Utility Asks To Cut Hundreds Of Trees Near The Kalamazoo River

Sep 11, 2020

A view of the Kalamazoo River, looking south from East Mosel Avenue. Consumers Energy wants to run two new power lines across the water from its substation on the east side of Riverview Drive. One would cross the water near the tower on the left. The other would cross the river further south. The utility is asking to cut down about 700 trees on the west side of the river, to make way for the lines.
Credit Sehvilla Mann / WMUK

The City of Kalamazoo is considering a proposal from Consumers Energy to clear about 700 trees on the city's North Side near the Kalamazoo River. While the city’s Tree Committee approved the plan last week, some members say it reflects an outmoded view of trees' value to Kalamazoo.

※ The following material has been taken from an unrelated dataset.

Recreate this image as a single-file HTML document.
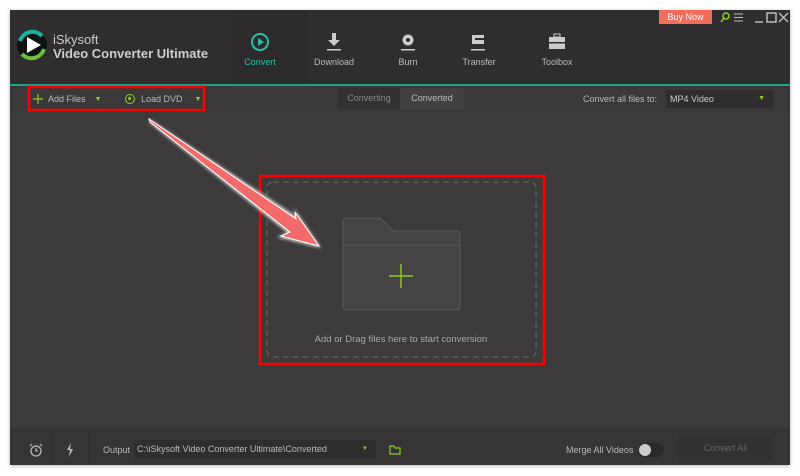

This story has been updated with a map.

Consumers says it needs to cut down the trees so it can run new power lines to Graphic Packaging as the paper mill expands its plant. The utility’s Sam Chansler told the Committee last week that the trees Consumers is asking to remove are on the west side of the river, near East Mosel Avenue and Riverview Drive.

Consumers will pay the city about $8400, or roughly $12 a tree in compensation, according to records shared in the meeting.

A map showing the proposed placement of the new power lines, in red.
Credit Consumers Energy

Chansler says that’s a fair price for the timber. “It’s mostly low-value species, cottonwood, box elder, dead ash, some soft maple, and that’s about it,” he told the board.

But Assistant City Engineer Anthony Ladd, the Tree Committee’s interim leader, said the trees also have environmental and aesthetic value to Kalamazoo. Ladd said the city’s valuation process needs to reflect that in the future.

“We owe it to the city and everyone around us to figure that out shortly,” he said.

Environmental Concerns Committee liaison Phil Dietrich said it might once have made sense to value trees strictly for the wood. Now, he said, “I’m finding that way of valuing tree cover obsolete.”

The City Commission will have the final say on the easement, but it’s not clear when the proposal will reach it. Chansler told the Tree Committee the clearing needs to start before the ground gets soggy in November to avoid throwing off Graphic Packaging’s timeline.